From http://nl.wikipedia.org/wiki/Bestand:Exponential.png, the red line is linear O(n), the blue one cubic O(n^3) and the green one exponential O(2^n). Note that even though the green once stays the best one until 8 items, after 10 items it is the worst.
When fetching data, we statistically have to search only half the array. To find a random number between 0 and 100, there is a 50% change that it will be lower than, and 50% change it will be higher (or equal) than 50. However, big-O will define the worst case scenario. So searching sequentially trough an N-array will be O(N), not O(N/2).
Note that an O-notation does not say anything about speed itself. It only tells you about speed relative to the arguments. For example, in some situations, a O(n) function could be faster then a O(log n) or even a O(1) function. However, there will be a break-even point in where the other functions will be faster. It’s a trade-off you have to make between function and algorithm complexity and speed.

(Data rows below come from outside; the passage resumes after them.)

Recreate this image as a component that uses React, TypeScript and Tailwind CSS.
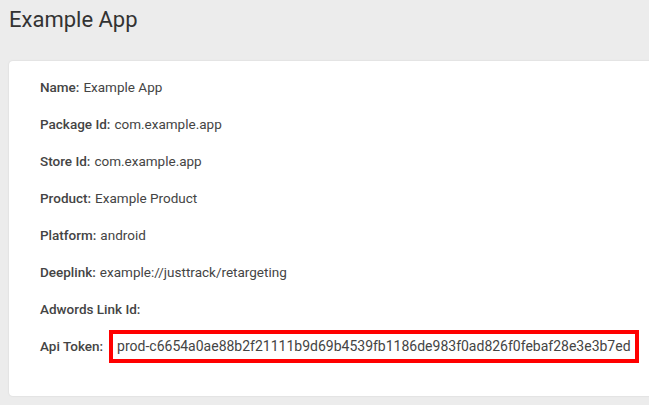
const rows: { label: string; value: string }[] = [
  { label: "Name:", value: "Example App" },
  { label: "Package Id:", value: "com.example.app" },
  { label: "Store Id:", value: "com.example.app" },
  { label: "Product:", value: "Example Product" },
  { label: "Platform:", value: "android" },
  { label: "Deeplink:", value: "example://justtrack/retargeting" },
  { label: "Adwords Link Id:", value: "" },
];

const token = "prod-c6654a0ae88b2f21111b9d69b4539fb1186de983f0ad826f0febaf28e3e3b7ed";

export default function App() {
  return (
    <div
      className="min-h-[405px] w-full overflow-hidden bg-[#ececec] pl-[9px]"
      style={{ fontFamily: "Roboto, 'Liberation Sans', sans-serif" }}
    >
      <h1 className="pt-[5px] text-[22px] leading-[30px] text-[#333]">Example App</h1>

      <div className="mt-[26px] mr-[-20px] rounded-[4px] bg-white pl-[31px] pt-[7.5px] pb-[31.5px] shadow-[0_0_2px_rgba(0,0,0,0.12)]">
        {rows.map((row) => (
          <div key={row.label} className="flex h-[37px] items-center text-[13.5px] text-[#444]">
            <span className="font-medium">{row.label}</span>
            {row.value && <span className="ml-[4px]">{row.value}</span>}
          </div>
        ))}
        <div className="flex h-[37px] items-center text-[13.5px] text-[#444]">
          <span className="font-medium">Api Token:</span>
          <span className="ml-[6px] border-[4px] border-[#ff0000] px-[4px] text-[14px] leading-[25px]">
            {token}
          </span>
        </div>
      </div>
    </div>
  );
}
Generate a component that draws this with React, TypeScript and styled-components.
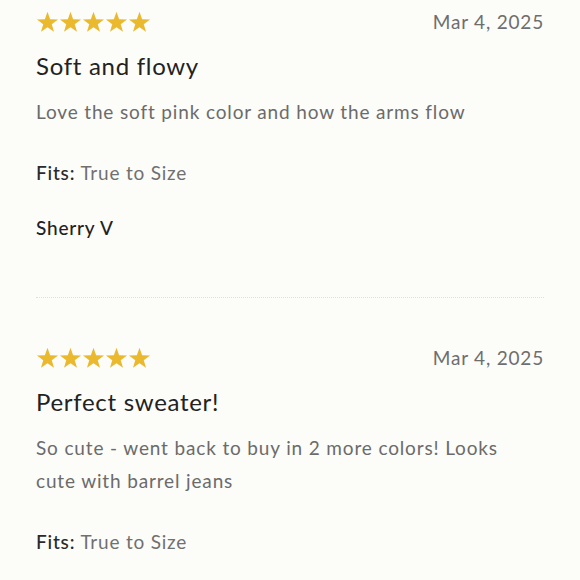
import React from 'react';
import styled, { createGlobalStyle } from 'styled-components';

const GlobalStyle = createGlobalStyle`
  html, body {
    margin: 0;
    padding: 0;
    background: #fcfcf9;
  }
  body {
    font-family: Lato, "Noto Sans", sans-serif;
    -webkit-font-smoothing: antialiased;
    overflow: hidden;
  }
`;

interface Review {
  rating: number;
  date: string;
  title: string;
  body: string;
  fit: string;
  author?: string;
}

const reviews: Review[] = [
  {
    rating: 5,
    date: 'Mar 4, 2025',
    title: 'Soft and flowy',
    body: 'Love the soft pink color and how the arms flow',
    fit: 'True to Size',
    author: 'Sherry V',
  },
  {
    rating: 5,
    date: 'Mar 4, 2025',
    title: 'Perfect sweater!',
    body: 'So cute - went back to buy in 2 more colors! Looks cute with barrel jeans',
    fit: 'True to Size',
  },
];

const Star: React.FC = () => (
  <svg width="23" height="22" viewBox="0 0 24 23">
    <path
      d="M12 0.8 L14.75 8.6 L23 8.8 L16.45 13.85 L18.8 21.8 L12 17.1 L5.2 21.8 L7.55 13.85 L1 8.8 L9.25 8.6 Z"
      fill="#ebb92d"
    />
  </svg>
);

const App: React.FC = () => {
  return (
    <>
      <GlobalStyle />
      <ReviewList>
        {reviews.map((r, i) => (
          <ReviewItem key={i} $last={i === reviews.length - 1}>
            <TopRow>
              <Stars>
                {Array.from({ length: r.rating }).map((_, s) => (
                  <Star key={s} />
                ))}
              </Stars>
              <DateText>{r.date}</DateText>
            </TopRow>
            <Title>{r.title}</Title>
            <Body>{r.body}</Body>
            <Fit>
              <FitLabel>Fits:</FitLabel> {r.fit}
            </Fit>
            {r.author && <Author>{r.author}</Author>}
          </ReviewItem>
        ))}
      </ReviewList>
    </>
  );
};

const ReviewList = styled.div`
  padding: 10px 36px 0 36px;
  width: 580px;
  box-sizing: border-box;
`;

const ReviewItem = styled.div<{ $last: boolean }>`
  padding-bottom: 57px;
  margin-bottom: 48px;
  border-bottom: ${(p) => (p.$last ? 'none' : '1px dotted #e0e0da')};
`;

const TopRow = styled.div`
  display: flex;
  justify-content: space-between;
  align-items: center;
`;

const Stars = styled.div`
  display: flex;
`;

const DateText = styled.span`
  font-size: 19px;
  color: #6e6e6e;
  letter-spacing: 0.8px;
`;

const Title = styled.h3`
  margin: 17px 0 0;
  font-size: 24px;
  font-weight: 400;
  color: #222;
  letter-spacing: 0.7px;
  line-height: 32px;
`;

const Body = styled.p`
  margin: 13px 0 0;
  padding-right: 8px;
  font-size: 19px;
  line-height: 33px;
  color: #6b6b6b;
  letter-spacing: 0.85px;
`;

const Fit = styled.div`
  margin-top: 33px;
  font-size: 19px;
  line-height: 24px;
  color: #707070;
  letter-spacing: 0.8px;
`;

const FitLabel = styled.span`
  color: #2a2a2a;
  font-weight: 500;
`;

const Author = styled.div`
  margin-top: 31px;
  font-size: 19px;
  line-height: 24px;
  color: #222;
  font-weight: 500;
  letter-spacing: 0.8px;
`;

export default App;
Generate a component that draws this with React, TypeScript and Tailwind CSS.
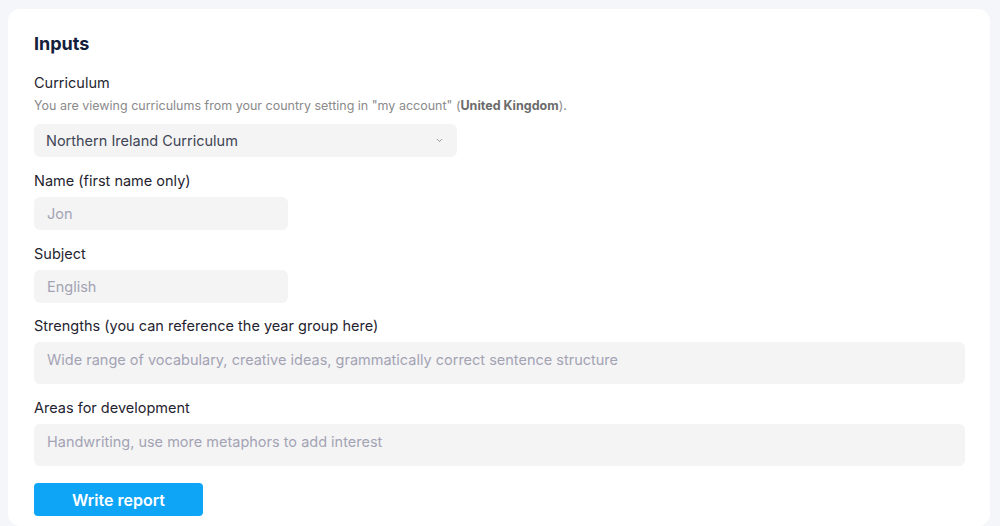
import { ChevronDown } from 'lucide-react';

const field =
  'rounded-md bg-[#f4f4f5] px-[13px] text-[14.5px] text-[#4b5563] placeholder:text-[#a3a3b3] focus:outline-none';

function Label({ children }: { children: React.ReactNode }) {
  return <label className="block text-[14.5px] leading-[20px] text-[#1f2430]">{children}</label>;
}

export default function App() {
  return (
    <div className="min-h-screen bg-[#f4f6f9] pl-[8px] pr-[10px] pt-[9px] font-['Inter',sans-serif]">
      <div className="rounded-xl bg-white pl-[26px] pr-[25px] pt-[24px] pb-[10px]">
        <h2 className="text-[18px] font-bold leading-[22px] text-[#14203b]">Inputs</h2>

        {/* Curriculum */}
        <div className="mt-[18px]">
          <Label>Curriculum</Label>
          <p className="mt-[5px] text-[12.5px] leading-[16px] text-[#8a8a8a]">
            You are viewing curriculums from your country setting in "my account" (
            <span className="font-bold text-[#6b6b6b]">United Kingdom</span>).
          </p>
          <div className="relative mt-[10px] w-[423px]">
            <select
              defaultValue="ni"
              className="h-[33px] w-full appearance-none rounded-md bg-[#f4f4f5] px-[12px] text-[14.5px] text-[#3f4554] focus:outline-none"
            >
              <option value="ni">Northern Ireland Curriculum</option>
            </select>
            <ChevronDown
              className="pointer-events-none absolute right-[13px] top-[12px] h-[9px] w-[9px] text-[#777]"
              strokeWidth={2}
            />
          </div>
        </div>

        {/* Name */}
        <div className="mt-[14px]">
          <Label>Name (first name only)</Label>
          <input placeholder="Jon" className={`${field} mt-[6px] h-[33px] w-[254px]`} />
        </div>

        {/* Subject */}
        <div className="mt-[14px]">
          <Label>Subject</Label>
          <input placeholder="English" className={`${field} mt-[6px] h-[33px] w-[254px]`} />
        </div>

        {/* Strengths */}
        <div className="mt-[13px]">
          <Label>Strengths (you can reference the year group here)</Label>
          <textarea
            rows={1}
            placeholder="Wide range of vocabulary, creative ideas, grammatically correct sentence structure"
            className={`${field} mt-[6px] block h-[42px] w-full resize-none pt-[7px]`}
          />
        </div>

        {/* Areas for development */}
        <div className="mt-[14px]">
          <Label>Areas for development</Label>
          <textarea
            rows={1}
            placeholder="Handwriting, use more metaphors to add interest"
            className={`${field} mt-[6px] block h-[42px] w-full resize-none pt-[7px]`}
          />
        </div>

        <button className="mt-[17px] h-[33px] w-[169px] rounded-[4px] bg-[#0ea5f7] text-[16px] font-semibold text-white">
          Write report
        </button>
      </div>
    </div>
  );
}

Time your functionality.. time it again and again and see the results.. they might not be as bad as you think (or maybe they are even worse ;)). Code speaks for itself, but without timing you just don’t know :)
Know your functions and know how they behave. But always make sure you don’t over-optimize things.. making everything O(1) is a nice goal but realistically can never be done and there will always be a trade off between development time/budget and speed/optimization.